One stress campaign writes more than a terabyte, and at some point the hard part stops being how to record it and becomes how to actually look at it. I built a single viewer that spans the whole experiment: zoomed out it shows five days at a glance, zoomed in it resolves one ~25 nA charge-trapping step. It changes scale by itself, so a terabyte stays open to free exploration with no memory limit.

When the data outgrows the tools

One total-ionizing-dose campaign on a nanoscale transistor runs for days and writes more than a terabyte: over ten thousand 400 kHz oscilloscope captures, plus continuous bias, temperature, dose and phase logs.
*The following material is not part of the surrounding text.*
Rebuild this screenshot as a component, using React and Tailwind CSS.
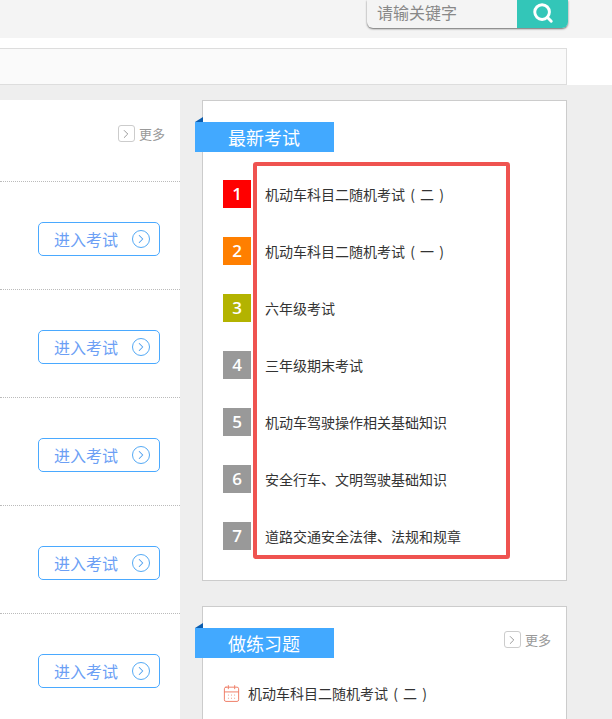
import React from "react";
import { Search, ChevronRight, CalendarDays } from "lucide-react";

const font = "font-['Noto_Sans_CJK_SC','Liberation_Sans',sans-serif]";

function More() {
  return (
    <div className="flex items-center gap-[4px] text-[13px] leading-none text-[#999]">
      <span className="flex h-[17px] w-[17px] items-center justify-center rounded-[3px] border border-[#ccc]">
        <ChevronRight size={14} strokeWidth={1.25} color="#777" />
      </span>
      <span>更多</span>
    </div>
  );
}

function Enter() {
  return (
    <div className="flex h-[34px] w-[122px] items-center rounded-[5px] border border-[#4aa9ff] pl-[15px] text-[16px] text-[#6c9ff5]">
      <span>进入考试</span>
      <span className="ml-[14px] flex h-[18px] w-[18px] items-center justify-center rounded-full border border-[#55aaf5]">
        <ChevronRight size={14} strokeWidth={1.75} color="#4f9fee" />
      </span>
    </div>
  );
}

function Tag({ title }) {
  return (
    <div className="relative ml-[-8px] flex h-[30px] w-[139px] items-center bg-[#42a9ff] pl-[33px] text-[18px] text-white">
      <span className="absolute left-0 top-[-5px] h-0 w-0 border-b-[5px] border-l-[8px] border-b-[#0b5cad] border-l-transparent" />
      {title}
    </div>
  );
}

const exams = [
  ["机动车科目二随机考试 ( 二 )", "bg-[#ff0000]"],
  ["机动车科目二随机考试 ( 一 )", "bg-[#ff7f00]"],
  ["六年级考试", "bg-[#b3b300]"],
  ["三年级期末考试", "bg-[#999999]"],
  ["机动车驾驶操作相关基础知识", "bg-[#999999]"],
  ["安全行车、文明驾驶基础知识", "bg-[#999999]"],
  ["道路交通安全法律、法规和规章", "bg-[#999999]"],
];

export default function App() {
  return (
    <div className={`relative h-[719px] w-[612px] overflow-hidden bg-[#eeeeee] ${font}`}>
      <div className="flex h-[38px] justify-end bg-[#f4f4f4] pr-[44px]">
        <div className="flex h-[28px] w-[201px] overflow-hidden rounded-b-[6px] bg-[#f4f4f4] shadow-[0_1px_2px_rgba(0,0,0,0.55)]">
          <div className="flex-1 pl-[10px] text-[16px] leading-[24px] text-[#888]">请输关键字</div>
          <div className="flex w-[51px] items-center justify-center bg-[#33c6b8] pb-[2px]">
            <Search size={22} strokeWidth={3.2} color="white" />
          </div>
        </div>
      </div>

      <div className="h-[47px] bg-white pt-[10px]">
        <div className="h-[37px] w-[567px] border border-l-0 border-[#dddddd] bg-[#fafafa]" />
      </div>

      <div className="flex pt-[15px]">
        <div className="h-[620px] w-[180px] bg-white">
          <div className="flex h-[82px] items-start justify-end border-b border-dotted border-[#bbb] pr-[15px] pt-[25px]">
            <More />
          </div>
          {[0, 1, 2, 3, 4].map((i) => (
            <div key={i} className="flex h-[108px] items-start border-b border-dotted border-[#bbb] pl-[38px] pt-[40px]">
              <Enter />
            </div>
          ))}
        </div>

        <div className="ml-[22px] w-[365px]">
          <div className="h-[481px] border border-[#cccccc] bg-white pt-[21px]">
            <Tag title="最新考试" />
            <div className="mt-[28px] pl-[20px]">
              {exams.map(([t, c], i) => (
                <div key={t} className="flex h-[57px] items-start">
                  <span className={`flex h-[28px] w-[28px] items-center justify-center text-[17px] font-semibold text-white font-['Open_Sans',sans-serif] ${c}`}>
                    {i + 1}
                  </span>
                  <span className="ml-[14px] mt-[3px] text-[14px] leading-[22px] text-[#333] [word-spacing:2px]">{t}</span>
                </div>
              ))}
            </div>
          </div>

          <div className="mt-[25px] h-[200px] border border-[#cccccc] bg-white pt-[21px]">
            <div className="flex items-start justify-between pr-[15px]">
              <Tag title="做练习题" />
              <div className="pt-[3px]"><More /></div>
            </div>
            <div className="mt-[24px] flex items-center pl-[19px] text-[14px] leading-[22px] text-[#333] [word-spacing:2px]">
              <CalendarDays size={19} strokeWidth={1.25} color="#ef8069" />
              <span className="ml-[7px]">机动车科目二随机考试 ( 二 )</span>
            </div>
          </div>
        </div>
      </div>

      <div className="absolute left-[253px] top-[162px] h-[397px] w-[257px] rounded-[3px] border-4 border-[#ef5350]" />
    </div>
  );
}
The instruments could record all of it; the tools I had could not show it.

  • • Scope software opens one capture at a time.
  • • MATLAB and Jupyter want the whole dataset in memory before they draw anything.
  • • Nothing put the instruments on one timeline, so the streams had to be matched up by hand.

From acquisition to an interactive window

  1. 1

    Acquire

    Five instrument streams on one shared UTC clock.

  2. 2

    Store

    ≈1 TB of raw captures + every instrument log, indexed in one capture catalogue.

  3. 3

    Cache

    Offline multi-resolution pyramid (1k/10k/200k pts, Min-Max LTTB) — ≈200 GB on SSD.

  4. 4

    Serve

    A lightweight server streams only the resolution you need — many analysts at once, in the lab or worldwide over a secure tunnel.

  5. 5

    View

    Pan, zoom and filter in the browser; the view auto-switches resolution as you zoom (semantic zoom), responding in < 200 ms.

Five streams · one shared time-base

Waveforms

2× R&S RTO2044 (HiSLIP)

Source current (TIA/CH4), gate CH2 & drain CH3

Bias setpoints

Keysight B2962A SMU (LXI)

Vgs and Vds command log

Temperature

ADC6242 + Type-K probe

Die temperature, actual & set

Dose

X-ray supervisor + HP 4140B diode

Cumulative TID exposure

Phase markers

Experiment orchestrator

Setup · stress · anneal · characterise

Recording & performance

400 kHz
Acquisition rate
200 kHz
Analog bandwidth
~40 nA
Noise floor
10 µA · 16-bit
Dynamic range
2.5 µs/pt
Time resolution
> 1 TB / run
Dataset size
< 1 s
Full-timeline latency
< 5 s
Detail-zoom latency
~4 h (4-core)
Cache build
> 2 days
Recording time

Browsing the whole campaign at full resolution turned up something the usual workflows average away: discrete charge-trapping and detrapping steps, caught while the dose was still building up. Because every instrument shares one clock, I could check each step against the live bias, temperature and dose and rule out drift, handling and ESD — what is left is the device's own traps switching. That is the result our RADECS 2026 paper is built on, and it is very hard to see without continuous, in-situ acquisition.